-- REQUIREMENTS --
Quote all of the data that follows exactly as written, skipping the images.

━━━━

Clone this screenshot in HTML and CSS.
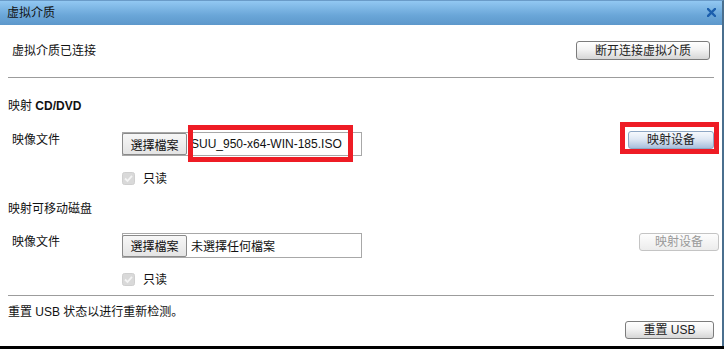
FILE: index.html
```html
<!DOCTYPE html>
<html>
<head>
<meta charset="utf-8">
<link rel="stylesheet" href="styles.css">
</head>
<body>
<div class="dialog">
  <div class="titlebar">
    <span class="title">虚拟介质</span>
    <svg class="close" width="9" height="9" viewBox="0 0 9 9"><path d="M1 1 L8 8 M8 1 L1 8" stroke="#1c5fad" stroke-width="2.4" stroke-linecap="square"/></svg>
  </div>
  <div class="body">
    <div class="row top-row">
      <span class="status">虚拟介质已连接</span>
      <button class="btn btn-disconnect">断开连接虚拟介质</button>
    </div>
    <div class="sep sep1"></div>
    <div class="heading h1">映射 <b>CD/DVD</b></div>
    <div class="row file-row r1">
      <span class="label">映像文件</span>
      <div class="file">
        <span class="file-btn">選擇檔案</span>
        <span class="file-name">SUU_950-x64-WIN-185.ISO</span>
        <span class="mark mark-file"></span>
      </div>
      <div class="right">
        <button class="btn btn-blue">映射设备</button>
        <span class="mark mark-btn"></span>
      </div>
    </div>
    <div class="check-row c1">
      <svg class="cb" width="13" height="13" viewBox="0 0 13 13"><rect x="0.5" y="0.5" width="12" height="12" rx="2" fill="#d9d9d9" stroke="#cfcfcf"/><path d="M3 6.5 L5.5 9 L10 3.8" fill="none" stroke="#f4f4f4" stroke-width="1.8"/></svg>
      <span>只读</span>
    </div>
    <div class="heading h2">映射可移动磁盘</div>
    <div class="row file-row r2">
      <span class="label">映像文件</span>
      <div class="file">
        <span class="file-btn">選擇檔案</span>
        <span class="file-name">未選擇任何檔案</span>
      </div>
      <div class="right">
        <button class="btn btn-disabled">映射设备</button>
      </div>
    </div>
    <div class="check-row c2">
      <svg class="cb" width="13" height="13" viewBox="0 0 13 13"><rect x="0.5" y="0.5" width="12" height="12" rx="2" fill="#d9d9d9" stroke="#cfcfcf"/><path d="M3 6.5 L5.5 9 L10 3.8" fill="none" stroke="#f4f4f4" stroke-width="1.8"/></svg>
      <span>只读</span>
    </div>
    <div class="sep sep2"></div>
    <div class="reset-text">重置 USB 状态以进行重新检测。</div>
    <div class="reset-row">
      <button class="btn btn-reset">重置 USB</button>
    </div>
  </div>
  <div class="footer-bar"></div>
</div>
</body>
</html>
```

FILE: styles.css
```css
html, body {
  margin: 0;
  padding: 0;
  background: #fff;
}
body {
  width: 724px;
  height: 349px;
  overflow: hidden;
  font-family: "Liberation Sans", "Noto Sans CJK SC", sans-serif;
  font-size: 12px;
  color: #111;
}
.dialog {
  width: 724px;
  height: 349px;
  display: flex;
  flex-direction: column;
}
.titlebar {
  height: 25px;
  box-sizing: border-box;
  border-top: 1px solid #6a9bc8;
  border-right: 2px solid #4a6f8e;
  background: linear-gradient(#92c8f2, #6aa6d8 60%, #5d98cb);
  display: flex;
  align-items: center;
  justify-content: space-between;
  padding: 0 6px 0 7px;
}
.title {
  font-size: 12px;
  line-height: 14px;
  color: #111;
}
.close {
  display: block;
  margin-top: -2px;
}
.body {
  flex: 1;
  background: #fff;
  border-right: 2px solid #4a6f8e;
  padding: 0 8px;
  display: flex;
  flex-direction: column;
}
.row {
  display: flex;
}
.top-row {
  margin-top: 16px;
  height: 19px;
  align-items: center;
  justify-content: space-between;
}
.status {
  padding-left: 4px;
  line-height: 14px;
}
.btn {
  font-family: "Liberation Sans", "Noto Sans CJK SC", sans-serif;
  font-size: 12px;
  color: #222;
  padding: 0;
  margin: 0;
  border: 1px solid #7c7c7c;
  border-radius: 3px;
  background: linear-gradient(#ffffff, #f3f3f3 45%, #d6d6d6);
  line-height: 14px;
  box-sizing: border-box;
}
.btn-disconnect {
  width: 134px;
  height: 19px;
  margin-right: 4px;
}
.sep {
  height: 1px;
  background: #9c9c9c;
}
.sep1 {
  margin-top: 17px;
}
.heading {
  line-height: 14px;
  height: 14px;
}
.heading b {
  font-weight: bold;
}
.h1 {
  margin-top: 21px;
}
.file-row {
  align-items: flex-start;
}
.r1 {
  margin-top: 19px;
  height: 24px;
}
.label {
  width: 110px;
  margin-left: 4px;
  line-height: 14px;
  padding-top: 1px;
}
.file {
  position: relative;
  width: 240px;
  height: 24px;
  box-sizing: border-box;
  border: 1px solid #a8a8a8;
  display: flex;
  align-items: center;
}
.file-btn {
  width: 65px;
  height: 22px;
  box-sizing: border-box;
  border: 1px solid #8a8a8a;
  border-radius: 2px;
  background: linear-gradient(#f7f7f7, #e4e4e4);
  display: flex;
  align-items: center;
  justify-content: center;
  color: #111;
  margin-left: -1px;
}
.file-name {
  padding-left: 4px;
  color: #111;
}
.mark {
  position: absolute;
  border: 5px solid #ee1c25;
  box-sizing: border-box;
  pointer-events: none;
}
.mark-file {
  left: 65px;
  top: -8px;
  width: 165px;
  height: 37px;
}
.right {
  position: relative;
  margin-left: auto;
}
.btn-blue {
  width: 86px;
  height: 18px;
  margin-top: -1px;
  border: 1px solid #8ea7c4;
  background: linear-gradient(#f6f9fd, #dfe8f4 45%, #a8bfdc);
  display: block;
}
.mark-btn {
  left: -8px;
  top: -10px;
  width: 99px;
  height: 32px;
}
.check-row {
  display: flex;
  align-items: center;
  height: 13px;
  margin-left: 114px;
  line-height: 14px;
}
.cb {
  display: block;
  margin-right: 8px;
}
.c1 {
  margin-top: 16px;
}
.h2 {
  margin-top: 17px;
}
.r2 {
  margin-top: 17px;
  height: 25px;
}
.r2 .file {
  height: 25px;
}
.r2 .label {
  padding-top: 2px;
}
.btn-disabled {
  width: 80px;
  height: 18px;
  margin-right: -5px;
  color: #9a9a9a;
  border: 1px solid #c4c4c4;
  background: linear-gradient(#fdfdfd, #ececec);
  display: block;
}
.c2 {
  margin-top: 15px;
}
.sep2 {
  margin-top: 9px;
}
.reset-text {
  margin-top: 9px;
  line-height: 14px;
}
.reset-row {
  display: flex;
  justify-content: flex-end;
  margin-top: 2px;
}
.btn-reset {
  width: 89px;
  height: 18px;
}
.footer-bar {
  height: 3px;
  background: #000;
  flex: none;
}
```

━━━━

-- FINAL ANSWER --
Clone this screenshot in HTML and CSS.
FILE: index.html
```html
<!DOCTYPE html>
<html>
<head>
<meta charset="utf-8">
<link rel="stylesheet" href="styles.css">
</head>
<body>
<div class="dialog">
  <div class="titlebar">
    <span class="title">虚拟介质</span>
    <svg class="close" width="9" height="9" viewBox="0 0 9 9"><path d="M1 1 L8 8 M8 1 L1 8" stroke="#1c5fad" stroke-width="2.4" stroke-linecap="square"/></svg>
  </div>
  <div class="body">
    <div class="row top-row">
      <span class="status">虚拟介质已连接</span>
      <button class="btn btn-disconnect">断开连接虚拟介质</button>
    </div>
    <div class="sep sep1"></div>
    <div class="heading h1">映射 <b>CD/DVD</b></div>
    <div class="row file-row r1">
      <span class="label">映像文件</span>
      <div class="file">
        <span class="file-btn">選擇檔案</span>
        <span class="file-name">SUU_950-x64-WIN-185.ISO</span>
        <span class="mark mark-file"></span>
      </div>
      <div class="right">
        <button class="btn btn-blue">映射设备</button>
        <span class="mark mark-btn"></span>
      </div>
    </div>
    <div class="check-row c1">
      <svg class="cb" width="13" height="13" viewBox="0 0 13 13"><rect x="0.5" y="0.5" width="12" height="12" rx="2" fill="#d9d9d9" stroke="#cfcfcf"/><path d="M3 6.5 L5.5 9 L10 3.8" fill="none" stroke="#f4f4f4" stroke-width="1.8"/></svg>
      <span>只读</span>
    </div>
    <div class="heading h2">映射可移动磁盘</div>
    <div class="row file-row r2">
      <span class="label">映像文件</span>
      <div class="file">
        <span class="file-btn">選擇檔案</span>
        <span class="file-name">未選擇任何檔案</span>
      </div>
      <div class="right">
        <button class="btn btn-disabled">映射设备</button>
      </div>
    </div>
    <div class="check-row c2">
      <svg class="cb" width="13" height="13" viewBox="0 0 13 13"><rect x="0.5" y="0.5" width="12" height="12" rx="2" fill="#d9d9d9" stroke="#cfcfcf"/><path d="M3 6.5 L5.5 9 L10 3.8" fill="none" stroke="#f4f4f4" stroke-width="1.8"/></svg>
      <span>只读</span>
    </div>
    <div class="sep sep2"></div>
    <div class="reset-text">重置 USB 状态以进行重新检测。</div>
    <div class="reset-row">
      <button class="btn btn-reset">重置 USB</button>
    </div>
  </div>
  <div class="footer-bar"></div>
</div>
</body>
</html>
```

FILE: styles.css
```css
html, body {
  margin: 0;
  padding: 0;
  background: #fff;
}
body {
  width: 724px;
  height: 349px;
  overflow: hidden;
  font-family: "Liberation Sans", "Noto Sans CJK SC", sans-serif;
  font-size: 12px;
  color: #111;
}
.dialog {
  width: 724px;
  height: 349px;
  display: flex;
  flex-direction: column;
}
.titlebar {
  height: 25px;
  box-sizing: border-box;
  border-top: 1px solid #6a9bc8;
  border-right: 2px solid #4a6f8e;
  background: linear-gradient(#92c8f2, #6aa6d8 60%, #5d98cb);
  display: flex;
  align-items: center;
  justify-content: space-between;
  padding: 0 6px 0 7px;
}
.title {
  font-size: 12px;
  line-height: 14px;
  color: #111;
}
.close {
  display: block;
  margin-top: -2px;
}
.body {
  flex: 1;
  background: #fff;
  border-right: 2px solid #4a6f8e;
  padding: 0 8px;
  display: flex;
  flex-direction: column;
}
.row {
  display: flex;
}
.top-row {
  margin-top: 16px;
  height: 19px;
  align-items: center;
  justify-content: space-between;
}
.status {
  padding-left: 4px;
  line-height: 14px;
}
.btn {
  font-family: "Liberation Sans", "Noto Sans CJK SC", sans-serif;
  font-size: 12px;
  color: #222;
  padding: 0;
  margin: 0;
  border: 1px solid #7c7c7c;
  border-radius: 3px;
  background: linear-gradient(#ffffff, #f3f3f3 45%, #d6d6d6);
  line-height: 14px;
  box-sizing: border-box;
}
.btn-disconnect {
  width: 134px;
  height: 19px;
  margin-right: 4px;
}
.sep {
  height: 1px;
  background: #9c9c9c;
}
.sep1 {
  margin-top: 17px;
}
.heading {
  line-height: 14px;
  height: 14px;
}
.heading b {
  font-weight: bold;
}
.h1 {
  margin-top: 21px;
}
.file-row {
  align-items: flex-start;
}
.r1 {
  margin-top: 19px;
  height: 24px;
}
.label {
  width: 110px;
  margin-left: 4px;
  line-height: 14px;
  padding-top: 1px;
}
.file {
  position: relative;
  width: 240px;
  height: 24px;
  box-sizing: border-box;
  border: 1px solid #a8a8a8;
  display: flex;
  align-items: center;
}
.file-btn {
  width: 65px;
  height: 22px;
  box-sizing: border-box;
  border: 1px solid #8a8a8a;
  border-radius: 2px;
  background: linear-gradient(#f7f7f7, #e4e4e4);
  display: flex;
  align-items: center;
  justify-content: center;
  color: #111;
  margin-left: -1px;
}
.file-name {
  padding-left: 4px;
  color: #111;
}
.mark {
  position: absolute;
  border: 5px solid #ee1c25;
  box-sizing: border-box;
  pointer-events: none;
}
.mark-file {
  left: 65px;
  top: -8px;
  width: 165px;
  height: 37px;
}
.right {
  position: relative;
  margin-left: auto;
}
.btn-blue {
  width: 86px;
  height: 18px;
  margin-top: -1px;
  border: 1px solid #8ea7c4;
  background: linear-gradient(#f6f9fd, #dfe8f4 45%, #a8bfdc);
  display: block;
}
.mark-btn {
  left: -8px;
  top: -10px;
  width: 99px;
  height: 32px;
}
.check-row {
  display: flex;
  align-items: center;
  height: 13px;
  margin-left: 114px;
  line-height: 14px;
}
.cb {
  display: block;
  margin-right: 8px;
}
.c1 {
  margin-top: 16px;
}
.h2 {
  margin-top: 17px;
}
.r2 {
  margin-top: 17px;
  height: 25px;
}
.r2 .file {
  height: 25px;
}
.r2 .label {
  padding-top: 2px;
}
.btn-disabled {
  width: 80px;
  height: 18px;
  margin-right: -5px;
  color: #9a9a9a;
  border: 1px solid #c4c4c4;
  background: linear-gradient(#fdfdfd, #ececec);
  display: block;
}
.c2 {
  margin-top: 15px;
}
.sep2 {
  margin-top: 9px;
}
.reset-text {
  margin-top: 9px;
  line-height: 14px;
}
.reset-row {
  display: flex;
  justify-content: flex-end;
  margin-top: 2px;
}
.btn-reset {
  width: 89px;
  height: 18px;
}
.footer-bar {
  height: 3px;
  background: #000;
  flex: none;
}
```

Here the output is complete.